Styling Floating Shelves: Making the Display Intentional

Three floating shelves styled with books grouped by color, a small plant, and a single decorative object per shelf — the three-object limit and visual grouping principle applied to shelf display
Photo: Unsplash — Books grouped by height, one plant, one object: the editing principle that makes shelves look designed

A functional floating shelf that is poorly styled reads as storage. A functional floating shelf that is thoughtfully styled reads as architecture. The difference is three editorial decisions applied consistently.

Group by height and mass. Books of similar height grouped together create a clean visual rhythm. Mixed heights scattered across a shelf create visual noise. If books cannot be grouped by height, group by colour — a monochrome colour run reads as deliberate even with mixed heights. Limit display objects to three per shelf. Three objects have sufficient visual interest without creating crowding. Four or more begins to read as accumulation. The three objects should vary in height, texture, and mass — a small plant, a ceramic object, and a framed photograph cover those variables across many different aesthetic preferences. Leave negative space. At least 20% of each shelf surface should be empty. Empty shelf space is not wasted — it is what makes the occupied space read as curated. A shelf at 80% capacity looks full; a shelf at 60% capacity looks edited.
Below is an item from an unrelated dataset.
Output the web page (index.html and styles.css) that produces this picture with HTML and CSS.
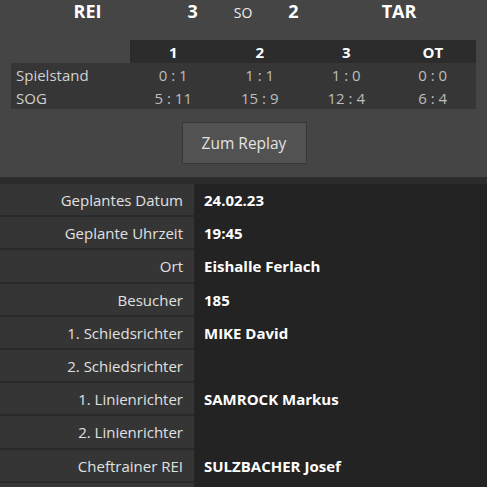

These three principles apply regardless of shelf material, room style, or object collection. They are compositional rules borrowed from retail visual merchandising and exhibition design — environments where the same principle of strategic emptiness is used to direct attention and signal value. The shelf is the frame; the objects are the content; the empty space is the signal that the content was chosen.